Conflicts of Perception
One of the largest changes in European markets for a long time happened this month, and nobody really noticed. For those unaware, Europe shifted its settlement cycle to T+2 in anticipation of requirements in the Central Securities Depository Regulation (CSD Reg), standardizing and harmonizing the cycle from its previous T+2/T+3 blend.
And what happened? Nothing. No reports of abnormal settlement fails ─ if anything, volumes were higher than normal, too ─ no major screw-ups. Not a dicky bird.
All of which is good, right? It shows that people can work together effectively when they need to, and it gives a bit of a boost to the beleagured European Commission, which hasn't had the rosiest reputation for stable financial overhaul over the past decade. Given the hubbub in the US about T+2, too, with the Depository Trust and Clearing Corporation (DTCC) taking the lead (albeit through committee), it's encouraging that it can work as well as it does among EU states. Except for Spain, of course, which isn't tackling it until 2015.
On a related market-structure note, regular readers of Sell-Side Technology may be interested to give Dan DeFrancesco's feature on the consolidated audit trail a read, along with his accompanying analysis piece looking at how fair it really is that Finra can be both a contestant in and arbiter of the bidding process.
The regulator protests that Chinese walls keep it all separate, and there's no reason to doubt that ─ the US Securities and Exchange Commission, after all, hasn't been shy about fining Finra in the past, so it's in its best interests to keep them separated. But as with so many other areas, in finance, it's the perception that can be the killer, rather than the reality.

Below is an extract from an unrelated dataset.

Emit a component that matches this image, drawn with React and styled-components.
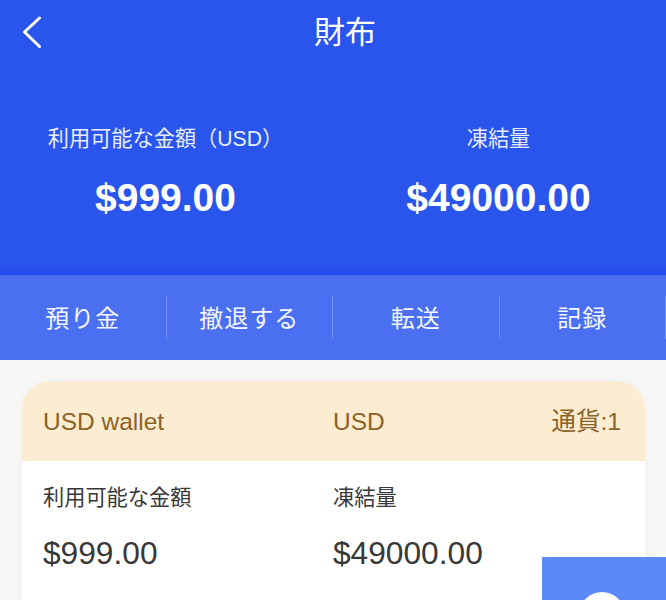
import React from "react";
import styled, { createGlobalStyle } from "styled-components";

const Global = createGlobalStyle`
  html, body { margin: 0; padding: 0; height: 600px; overflow: hidden; background: #f7f7f7; }
  body { font-family: "Liberation Sans", "Noto Sans CJK JP", sans-serif; }
`;
const Page = styled.div`
  position: relative;
  width: 666px;
  height: 600px;
  overflow: hidden;
  background: #f7f7f7;
`;
const Hero = styled.header`
  height: 275px;
  background: linear-gradient(#2a55ec 0, #2a55ec 262px, #2449ee 275px);
  color: #fff;
  display: flex;
  flex-direction: column;
`;
const NavBar = styled.div`
  height: 66px;
  display: flex;
  align-items: center;
  padding-left: 22px;
`;
const Back = styled.svg`
  width: 22px;
  height: 34px;
  flex: none;
  fill: none;
  stroke: #fff;
  stroke-width: 3;
  stroke-linecap: round;
  stroke-linejoin: round;
`;
const Title = styled.h1`
  flex: 1;
  margin: 0;
  padding-right: 20px;
  text-align: center;
  font-size: 31px;
  font-weight: 400;
  line-height: 40px;
`;
const Balances = styled.div`
  display: grid;
  grid-template-columns: 331px 335px;
  padding-top: 58px;
`;
const Balance = styled.div`
  display: flex;
  flex-direction: column;
  align-items: center;
`;
const BalanceLabel = styled.div`
  font-size: 21.2px;
  line-height: 30px;
  color: #e8edfd;
`;
const BalanceValue = styled.div`
  margin-top: 21px;
  font-size: 39px;
  line-height: 46px;
  font-weight: 700;
`;
const Tabs = styled.nav`
  height: 85px;
  background: #4a6ff0;
  display: grid;
  grid-template-columns: repeat(4, 166.5px);
  align-items: center;
`;
const Tab = styled.div`
  height: 43px;
  display: flex;
  align-items: center;
  justify-content: center;
  padding-bottom: 3px;
  color: #f4f6fe;
  font-size: 24px;
  letter-spacing: 1px;
  border-right: 1px solid #7390f4;
  box-sizing: border-box;
`;
const Body = styled.main`
  padding: 21px 21px 0 22px;
`;
const Card = styled.section`
  height: 260px;
  border-radius: 28px 28px 0 0;
  overflow: hidden;
  background: #fff;
  box-shadow: 0 0 12px rgba(0, 0, 0, 0.03);
`;
const Row = styled.div`
  display: grid;
  grid-template-columns: 290px 1fr auto;
  padding: 0 24px 0 21px;
`;
const CardHead = styled(Row)`
  height: 80px;
  padding-top: 2px;
  box-sizing: border-box;
  align-items: center;
  background: #fbecd2;
  color: #8d6226;
  font-size: 24.5px;
  line-height: 30px;
`;
const Stat = styled.div`
  display: flex;
  flex-direction: column;
  color: #383838;
`;
const StatLabel = styled.div`
  margin-top: 22px;
  font-size: 21.2px;
  line-height: 30px;
`;
const StatValue = styled.div`
  margin-top: 22px;
  font-size: 31.7px;
  line-height: 36px;
`;
const Fab = styled.div`
  position: absolute;
  left: 542px;
  top: 557px;
  width: 124px;
  height: 60px;
  background: #5b8af7;
  overflow: hidden;
`;
const FabDot = styled.span`
  position: absolute;
  left: 37px;
  top: 35px;
  width: 46px;
  height: 46px;
  border-radius: 50%;
  background: #fff;
`;

export default function App() {
  return (
    <Page>
      <Global />
      <Hero>
        <NavBar>
          <Back viewBox="0 0 22 34"><path d="M17.5 2 L2.5 16 L17.5 30.5" /></Back>
          <Title>財布</Title>
        </NavBar>
        <Balances>
          <Balance>
            <BalanceLabel>利用可能な金額（USD）</BalanceLabel>
            <BalanceValue>$999.00</BalanceValue>
          </Balance>
          <Balance>
            <BalanceLabel>凍結量</BalanceLabel>
            <BalanceValue>$49000.00</BalanceValue>
          </Balance>
        </Balances>
      </Hero>
      <Tabs>
        <Tab>預り金</Tab>
        <Tab>撤退する</Tab>
        <Tab>転送</Tab>
        <Tab>記録</Tab>
      </Tabs>
      <Body>
        <Card>
          <CardHead>
            <span>USD wallet</span>
            <span>USD</span>
            <span>通貨:1</span>
          </CardHead>
          <Row>
            <Stat>
              <StatLabel>利用可能な金額</StatLabel>
              <StatValue>$999.00</StatValue>
            </Stat>
            <Stat>
              <StatLabel>凍結量</StatLabel>
              <StatValue>$49000.00</StatValue>
            </Stat>
          </Row>
        </Card>
      </Body>
      <Fab><FabDot /></Fab>
    </Page>
  );
}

Just look at the row over central counterparties (CCPs), and the systemic risk they supposedly present, if you believe JPMorgan and a (fair) few others. Nobody is saying they're perfect, but there are elements of hyperbole that go into this, such as recent stories in Waters' stablemate Risk that have Fed officials criticize the secondment of traders to a CCP in the event of a bank default, so as to hedge positions quickly. It can never work, they say in one breath, then point out that this happened at LCH.Clearnet during the Lehman collapse with the other.
The point is that for such a deeply intellectual field as investment banking, it's strange that so much is driven by how people see things on the surface, and how often this perception obfuscates the beneficial role that market elements such as CCPs can introduce. Yes, there are cogent arguments for CCPs transitioning to not-for-profit status, but the more hysterical sides of the debate are a little overwrought.